Gübre destekleme primleri ve ürün destekleme primleri dekara göre değil kullanılan gübre ve ürün miktarına göre verilmeli.

Devletin bugüne kadar uyguladığı sübvansiyonlar çiftçi kayıt sisteminde beyan ettiği ekili tarla dekarına göre destekleme primi şeklinde yapılmaktadır. Gübrelemenin yapılıp yapılmadığının ve ne kadar yapıldığının bir önemi yoktur. Bu sistem Antalya bölgesindeki çiftçiye çok destek olmamıştır. Antalya’da çiftçilerin tarım arazi büyüklükleri İç Anadolu ve Güneydoğu Anadolu’daki gibi binlerce dekar olmayıp çok daha küçük ölçektedir. Bu nedenle dekara verilen gübreleme prim iadesi ve ürün destek primi Antalya çiftçisi için yeterli gelmemektedir. Antalya’da verilecek olan gübre destekleme ve ürün destekleme primi dekara göre değil kullanılan gübre miktarına (kg başına) ve üretilen ürün miktarına göre verilmelidir.

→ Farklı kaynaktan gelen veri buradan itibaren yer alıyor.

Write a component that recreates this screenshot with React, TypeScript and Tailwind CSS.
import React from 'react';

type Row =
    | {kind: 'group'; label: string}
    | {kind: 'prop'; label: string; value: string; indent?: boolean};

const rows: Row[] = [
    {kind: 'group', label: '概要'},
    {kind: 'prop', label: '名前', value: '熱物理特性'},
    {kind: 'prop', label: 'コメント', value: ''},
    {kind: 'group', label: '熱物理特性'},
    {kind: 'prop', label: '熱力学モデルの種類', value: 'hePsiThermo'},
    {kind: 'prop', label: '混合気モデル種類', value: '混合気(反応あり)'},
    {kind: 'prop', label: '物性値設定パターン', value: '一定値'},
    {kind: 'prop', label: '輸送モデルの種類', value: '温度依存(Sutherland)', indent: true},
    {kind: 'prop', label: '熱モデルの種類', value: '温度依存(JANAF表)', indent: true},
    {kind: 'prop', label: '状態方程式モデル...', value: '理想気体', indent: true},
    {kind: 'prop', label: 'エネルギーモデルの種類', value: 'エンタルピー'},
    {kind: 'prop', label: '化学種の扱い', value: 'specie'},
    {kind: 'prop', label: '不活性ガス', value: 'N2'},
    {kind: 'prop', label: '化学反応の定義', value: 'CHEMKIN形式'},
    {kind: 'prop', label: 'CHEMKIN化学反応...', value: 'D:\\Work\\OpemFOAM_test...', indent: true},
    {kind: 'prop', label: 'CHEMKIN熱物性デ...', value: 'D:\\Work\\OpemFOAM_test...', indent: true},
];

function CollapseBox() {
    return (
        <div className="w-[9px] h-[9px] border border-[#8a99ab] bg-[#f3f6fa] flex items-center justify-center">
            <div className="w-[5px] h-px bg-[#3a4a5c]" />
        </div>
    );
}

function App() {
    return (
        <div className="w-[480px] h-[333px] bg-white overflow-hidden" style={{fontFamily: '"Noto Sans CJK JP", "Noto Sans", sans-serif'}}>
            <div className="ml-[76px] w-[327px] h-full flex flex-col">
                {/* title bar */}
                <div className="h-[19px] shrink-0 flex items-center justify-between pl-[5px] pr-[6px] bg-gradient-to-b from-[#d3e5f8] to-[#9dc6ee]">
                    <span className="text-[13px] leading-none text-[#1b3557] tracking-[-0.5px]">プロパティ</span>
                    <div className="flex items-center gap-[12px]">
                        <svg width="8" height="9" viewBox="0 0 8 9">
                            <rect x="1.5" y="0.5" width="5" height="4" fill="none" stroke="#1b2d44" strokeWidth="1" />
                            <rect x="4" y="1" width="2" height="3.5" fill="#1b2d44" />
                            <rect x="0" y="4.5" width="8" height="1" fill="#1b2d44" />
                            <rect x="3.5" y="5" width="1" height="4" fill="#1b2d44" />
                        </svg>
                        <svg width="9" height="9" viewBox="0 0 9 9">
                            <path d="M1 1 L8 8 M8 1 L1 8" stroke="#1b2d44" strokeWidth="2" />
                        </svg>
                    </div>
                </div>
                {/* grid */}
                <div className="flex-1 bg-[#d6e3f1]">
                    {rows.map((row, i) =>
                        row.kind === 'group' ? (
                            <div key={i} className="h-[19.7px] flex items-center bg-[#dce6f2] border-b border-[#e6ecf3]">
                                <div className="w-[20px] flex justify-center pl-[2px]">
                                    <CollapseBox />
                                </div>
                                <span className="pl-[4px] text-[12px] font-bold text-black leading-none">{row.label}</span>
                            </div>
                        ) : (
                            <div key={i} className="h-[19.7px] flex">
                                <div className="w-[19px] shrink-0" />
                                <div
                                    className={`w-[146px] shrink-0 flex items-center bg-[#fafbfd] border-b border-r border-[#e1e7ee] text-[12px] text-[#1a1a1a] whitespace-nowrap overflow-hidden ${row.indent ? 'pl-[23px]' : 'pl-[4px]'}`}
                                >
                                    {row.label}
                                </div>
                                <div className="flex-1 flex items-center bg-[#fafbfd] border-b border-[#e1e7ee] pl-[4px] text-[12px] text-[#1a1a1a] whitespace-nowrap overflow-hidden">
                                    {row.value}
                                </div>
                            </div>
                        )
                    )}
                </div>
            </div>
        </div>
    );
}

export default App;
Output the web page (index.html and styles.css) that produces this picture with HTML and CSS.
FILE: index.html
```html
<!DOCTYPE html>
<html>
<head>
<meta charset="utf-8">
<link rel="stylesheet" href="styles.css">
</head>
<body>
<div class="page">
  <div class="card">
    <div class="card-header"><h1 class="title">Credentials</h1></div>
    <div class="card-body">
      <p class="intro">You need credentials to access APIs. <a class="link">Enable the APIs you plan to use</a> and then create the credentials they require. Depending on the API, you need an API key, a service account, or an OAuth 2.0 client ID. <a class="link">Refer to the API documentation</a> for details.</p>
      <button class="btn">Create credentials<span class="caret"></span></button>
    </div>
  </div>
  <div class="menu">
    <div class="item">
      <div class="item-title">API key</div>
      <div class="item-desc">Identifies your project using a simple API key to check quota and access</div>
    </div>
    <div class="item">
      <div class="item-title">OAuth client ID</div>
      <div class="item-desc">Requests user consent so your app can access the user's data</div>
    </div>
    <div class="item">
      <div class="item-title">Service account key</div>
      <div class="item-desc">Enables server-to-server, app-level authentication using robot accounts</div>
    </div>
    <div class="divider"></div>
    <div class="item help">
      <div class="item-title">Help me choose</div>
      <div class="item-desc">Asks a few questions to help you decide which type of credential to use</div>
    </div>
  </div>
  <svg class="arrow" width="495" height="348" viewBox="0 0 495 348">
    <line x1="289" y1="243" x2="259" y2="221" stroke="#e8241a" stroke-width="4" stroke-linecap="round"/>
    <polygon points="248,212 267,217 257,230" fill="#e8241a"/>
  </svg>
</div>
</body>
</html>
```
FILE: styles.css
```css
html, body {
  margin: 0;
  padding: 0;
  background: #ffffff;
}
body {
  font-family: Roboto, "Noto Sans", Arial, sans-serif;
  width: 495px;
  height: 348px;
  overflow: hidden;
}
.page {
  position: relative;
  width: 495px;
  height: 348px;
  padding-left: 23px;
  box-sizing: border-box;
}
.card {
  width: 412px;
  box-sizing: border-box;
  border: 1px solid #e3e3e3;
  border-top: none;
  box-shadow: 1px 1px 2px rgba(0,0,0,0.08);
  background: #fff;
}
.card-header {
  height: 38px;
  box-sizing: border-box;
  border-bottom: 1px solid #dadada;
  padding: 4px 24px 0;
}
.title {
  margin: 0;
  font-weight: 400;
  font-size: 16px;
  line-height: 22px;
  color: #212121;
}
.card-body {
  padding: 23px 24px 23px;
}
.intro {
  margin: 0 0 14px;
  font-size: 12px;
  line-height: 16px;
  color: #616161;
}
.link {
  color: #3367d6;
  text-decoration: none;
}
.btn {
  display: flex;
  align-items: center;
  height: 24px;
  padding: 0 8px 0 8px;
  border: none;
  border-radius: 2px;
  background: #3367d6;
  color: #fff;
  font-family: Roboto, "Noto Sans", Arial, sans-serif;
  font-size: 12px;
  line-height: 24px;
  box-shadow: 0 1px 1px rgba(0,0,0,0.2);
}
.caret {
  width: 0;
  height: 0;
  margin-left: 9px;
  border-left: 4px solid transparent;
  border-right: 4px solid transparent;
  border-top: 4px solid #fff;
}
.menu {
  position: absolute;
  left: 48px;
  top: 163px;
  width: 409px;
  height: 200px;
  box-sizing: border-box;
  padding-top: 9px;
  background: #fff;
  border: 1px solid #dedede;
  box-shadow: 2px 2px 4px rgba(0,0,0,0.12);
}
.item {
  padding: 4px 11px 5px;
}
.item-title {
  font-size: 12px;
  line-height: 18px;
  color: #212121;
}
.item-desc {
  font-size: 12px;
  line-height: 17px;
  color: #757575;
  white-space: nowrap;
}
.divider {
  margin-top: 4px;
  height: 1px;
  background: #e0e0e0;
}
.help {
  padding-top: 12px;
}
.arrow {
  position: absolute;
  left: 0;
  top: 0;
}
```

Gübrede uygulanan KDV indirimi çiftçinin gübresini ucuzlatmamıştır. Satıcı firma gübreye indirilen KDV kadar zam yapmıştır. Bunun sonucunda hem devlet vergi kaybına uğramıştır hem de çiftçi ucuza gübre alamamıştır. Bunun yerine çiftçinin kullandığı gübre faturası karşılığında devlet çiftçiye direkt iade yapsa hem devlet hem de çiftçi karlı çıkacaktır. Toprak ıslah çalışmasında İdeal uygulama ise humus, hümik asit oranları daha yüksek olan organik gübrelerin kullanılmasıdır. Bu durum maliyetlerin daha da artması anlamına gelmektedir. Toprağa verilecek organik gübre, humus, hümik asit pahalı olduğu için çiftçi bu uygulamaları yapamamaktadır. Devlet tarımın sürdürülebilmesi için çiftçilerin kullandığı ve içerisinde organik madde, humus, hümik, fulvik asit olan gübrelere belli oranda, fatura karşılığı iade vermelidir. Dekar başına verilen 10 lira destek yeterli değildir.

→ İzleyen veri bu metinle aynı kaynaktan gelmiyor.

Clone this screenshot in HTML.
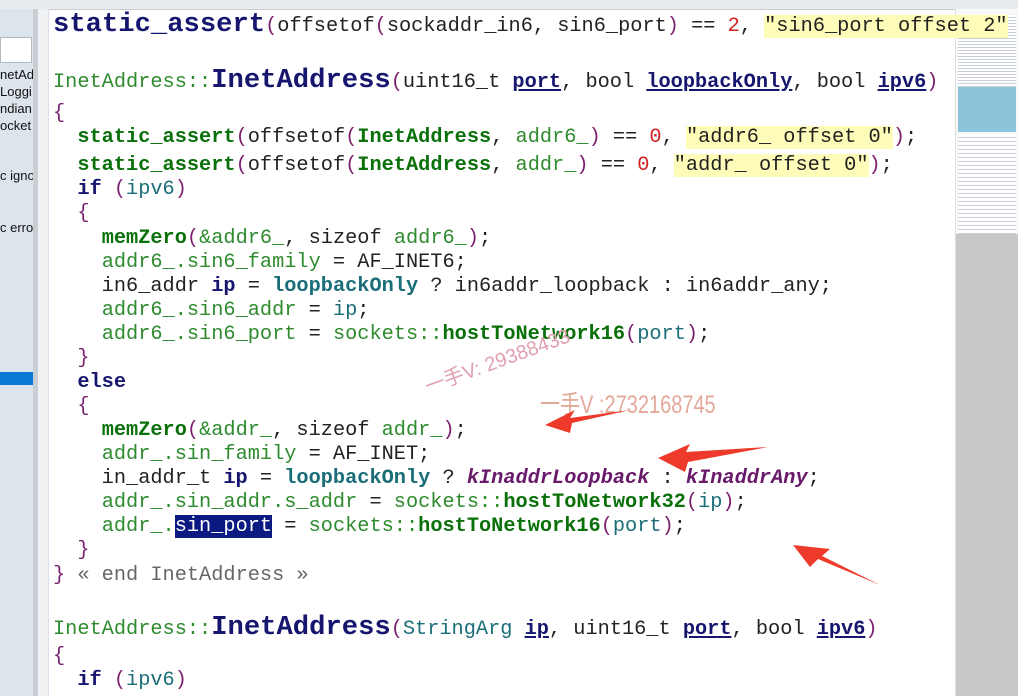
<!DOCTYPE html>
<html><head><meta charset="utf-8"><style>
body{margin:0;width:1018px;height:696px;overflow:hidden;background:#fff;position:relative;font-family:"Liberation Mono","DejaVu Sans Mono",monospace;}
.top{position:absolute;left:0;top:0;width:1018px;height:9px;background:#e9ecef;border-bottom:1px solid #c8ccd2}
.left{position:absolute;left:0;top:9px;width:33px;height:687px;background:#dce4ec;font-family:"Liberation Sans",sans-serif;font-size:13px;color:#111;overflow:hidden}
.left div{position:absolute;left:0;white-space:nowrap}
.gap{position:absolute;left:33px;top:9px;width:5px;height:687px;background:#c9ced4}
.frame{position:absolute;left:38px;top:9px;width:10px;height:687px;background:#f0f1f3;border-right:1px solid #dde}
.mini{position:absolute;left:955px;top:9px;width:63px;height:687px;background:#f8f8f8;border-left:1px solid #ddd}
.l{position:absolute;left:53px;font-size:20.3px;line-height:24px;white-space:pre;color:#222}
.b{font-weight:bold}
.nv{color:#16166f;font-weight:bold}
.big{font-size:27.2px;color:#16166f;font-weight:bold}
.g{color:#2e8b2e}
.fg{color:#0a700a;font-weight:bold}
.t{color:#1b6e78}
.tu{color:#16166f;font-weight:bold;text-decoration:underline}
.p{color:#7b1f6e}
.r{color:#d02020}
.s{background:#fdfcb8;color:#222}
.k{color:#6a1a6a;font-weight:bold;font-style:italic}
.c{color:#666}
.sel{background:#0a1a80;color:#fff}
.wm{position:absolute;font-family:"Liberation Sans","Noto Sans CJK SC",sans-serif;color:#e0a0b0}
</style></head><body>
<div class="top"></div>
<div class="left">
<div style="left:0;top:28px;width:30px;height:24px;background:#fff;border:1px solid #b0b8c0"></div>
<div style="top:58px">netAd</div>
<div style="top:75px">Loggi</div>
<div style="top:92px">ndian</div>
<div style="top:109px">ocket</div>
<div style="top:159px">c igno</div>
<div style="top:211px">c erro</div>
<div style="top:363px;width:33px;height:13px;background:#0a78d4"></div>
</div>
<div class="gap"></div>
<div class="frame"></div>
<div class="mini">
<div style="position:absolute;left:2px;top:6px;width:58px;height:75px;background:repeating-linear-gradient(#fff 0 2px,#c8cfd8 2px 3px)"></div>
<div style="position:absolute;left:2px;top:78px;width:58px;height:45px;background:#8cc4dc"></div>
<div style="position:absolute;left:2px;top:125px;width:58px;height:105px;background:repeating-linear-gradient(#fff 0 3px,#ccd 3px 4px)"></div>
<div style="position:absolute;left:0;top:225px;width:63px;height:462px;background:#c8c8c8"></div>
</div>

<div class="l" style="top:13px"><span class="big">static_assert</span><span class="p">(</span>offsetof<span class="p">(</span>sockaddr_in6, sin6_port<span class="p">)</span> == <span class="r">2</span>, <span class="s">"sin6_port offset 2"</span></div>
<div class="l" style="top:69px"><span class="g">InetAddress::</span><span class="big">InetAddress</span><span class="p">(</span>uint16_t <span class="tu">port</span>, bool <span class="tu">loopbackOnly</span>, bool <span class="tu">ipv6</span><span class="p">)</span></div>
<div class="l" style="top:102px"><span class="p">{</span></div>
<div class="l" style="top:126px">  <span class="fg">static_assert</span><span class="p">(</span>offsetof<span class="p">(</span><span class="fg">InetAddress</span>, <span class="g">addr6_</span><span class="p">)</span> == <span class="r">0</span>, <span class="s">"addr6_ offset 0"</span><span class="p">)</span>;</div>
<div class="l" style="top:154px">  <span class="fg">static_assert</span><span class="p">(</span>offsetof<span class="p">(</span><span class="fg">InetAddress</span>, <span class="g">addr_</span><span class="p">)</span> == <span class="r">0</span>, <span class="s">"addr_ offset 0"</span><span class="p">)</span>;</div>
<div class="l" style="top:178px">  <span class="nv">if</span> <span class="p">(</span><span class="t">ipv6</span><span class="p">)</span></div>
<div class="l" style="top:202px">  <span class="p">{</span></div>
<div class="l" style="top:227px">    <span class="fg">memZero</span><span class="p">(</span><span class="g">&amp;addr6_</span>, sizeof <span class="g">addr6_</span><span class="p">)</span>;</div>
<div class="l" style="top:251px">    <span class="g">addr6_.sin6_family</span> = AF_INET6;</div>
<div class="l" style="top:275px">    in6_addr <span class="nv">ip</span> = <span class="t b">loopbackOnly</span> ? in6addr_loopback : in6addr_any;</div>
<div class="l" style="top:299px">    <span class="g">addr6_.sin6_addr</span> = <span class="t">ip</span>;</div>
<div class="l" style="top:323px">    <span class="g">addr6_.sin6_port</span> = <span class="g">sockets::</span><span class="fg">hostToNetwork16</span><span class="p">(</span><span class="t">port</span><span class="p">)</span>;</div>
<div class="l" style="top:347px">  <span class="p">}</span></div>
<div class="l" style="top:371px">  <span class="nv">else</span></div>
<div class="l" style="top:395px">  <span class="p">{</span></div>
<div class="l" style="top:419px">    <span class="fg">memZero</span><span class="p">(</span><span class="g">&amp;addr_</span>, sizeof <span class="g">addr_</span><span class="p">)</span>;</div>
<div class="l" style="top:443px">    <span class="g">addr_.sin_family</span> = AF_INET;</div>
<div class="l" style="top:467px">    in_addr_t <span class="nv">ip</span> = <span class="t b">loopbackOnly</span> ? <span class="k">kInaddrLoopback</span> : <span class="k">kInaddrAny</span>;</div>
<div class="l" style="top:491px">    <span class="g">addr_.sin_addr.s_addr</span> = <span class="g">sockets::</span><span class="fg">hostToNetwork32</span><span class="p">(</span><span class="t">ip</span><span class="p">)</span>;</div>
<div class="l" style="top:515px">    <span class="g">addr_.</span><span class="sel">sin_port</span> = <span class="g">sockets::</span><span class="fg">hostToNetwork16</span><span class="p">(</span><span class="t">port</span><span class="p">)</span>;</div>
<div class="l" style="top:539px">  <span class="p">}</span></div>
<div class="l" style="top:564px"><span class="p">}</span> <span class="c">« end InetAddress »</span></div>
<div class="l" style="top:616px"><span class="g">InetAddress::</span><span class="big">InetAddress</span><span class="p">(</span><span class="t">StringArg</span> <span class="tu">ip</span>, uint16_t <span class="tu">port</span>, bool <span class="tu">ipv6</span><span class="p">)</span></div>
<div class="l" style="top:645px"><span class="p">{</span></div>
<div class="l" style="top:669px">  <span class="nv">if</span> <span class="p">(</span><span class="t">ipv6</span><span class="p">)</span></div>

<div class="wm" style="left:420px;top:372px;font-size:20px;transform:rotate(-20deg);transform-origin:left top;">一手V: 29388433</div>
<div class="wm" style="left:540px;top:385px;font-size:25px;transform:scaleX(0.8);transform-origin:left top;color:#e4a89a">一手V :2732168745</div>

<svg style="position:absolute;left:0;top:0" width="1018" height="696">
<g fill="#ee3a2a">
<polygon points="545,425 575,410 570,418 630,410 572,423 570,433"/>
<polygon points="658,458 690,444 686,452 768,447 688,462 685,472"/>
<polygon points="793,545 830,549 822,556 880,585 818,559 810,567"/>
</g>
</svg>
</body></html>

İçeriğinde %50 0rganik madde, %10 humus bulunan en uygun dana gübresinin minimum dekara atılacak miktar 250 kg dır. Çiftçinin toprağını ıslah edebilmesi için devletin organik gübre desteğini dekara %50 sübvanse etmeli ki amacına ulaşılabilsin.

Sulama ve ısınma için elektrik enerjisi kullanılmaktadır. Çiftçinin kullandığı elektrik için ödediği fatura bedelinin belli bir yüzdesine destek iadesi verilmelidir.

Tarım İl-İlçe Müdürlüklerinin Analiz Laboratuvarları Kurması

Tarım il-ilçe müdürlükleri toprak ve yaprak analiz laboratuarı kurmalıdırlar. Sahada çalışan ziraat mühendisleri sebze ve meyve üretilen arazilerden aldıkları toprak ve yaprakların tahlillerini yaparak toprakta ve bitkide eksik olan gübre, mikro element ve minerallerin, organik maddelerin tamamlanmasını sağlarlar. Böylece gereksiz gübreleme yapmayarak hem çiftçimizin maliyeti düşer, hem de ithal ettiğimiz birçok gübrenin ham maddesini ithal etmeyerek döviz dengemizin bozulmasını önleyebiliriz. Ziraat mühendisleri tarım arazilerinde toprak analizleri yaparak çiftçiye toprak yapısına uygun sebze ve meyve yetiştiriciliği yaptırtırlar.

Türkiye’de tarım arazileri yanlış gübreleme sonucunda çoraklaşmaya başlamıştır. Bu zamanla Türkiye’yi üretim yapılamaz hale getirecektir. Bu mühendisler saha çalışmalarında yapacakları toprak analizleri ile toprak ıslah çalışmalarını da gerçekleştirmiş olacaktır.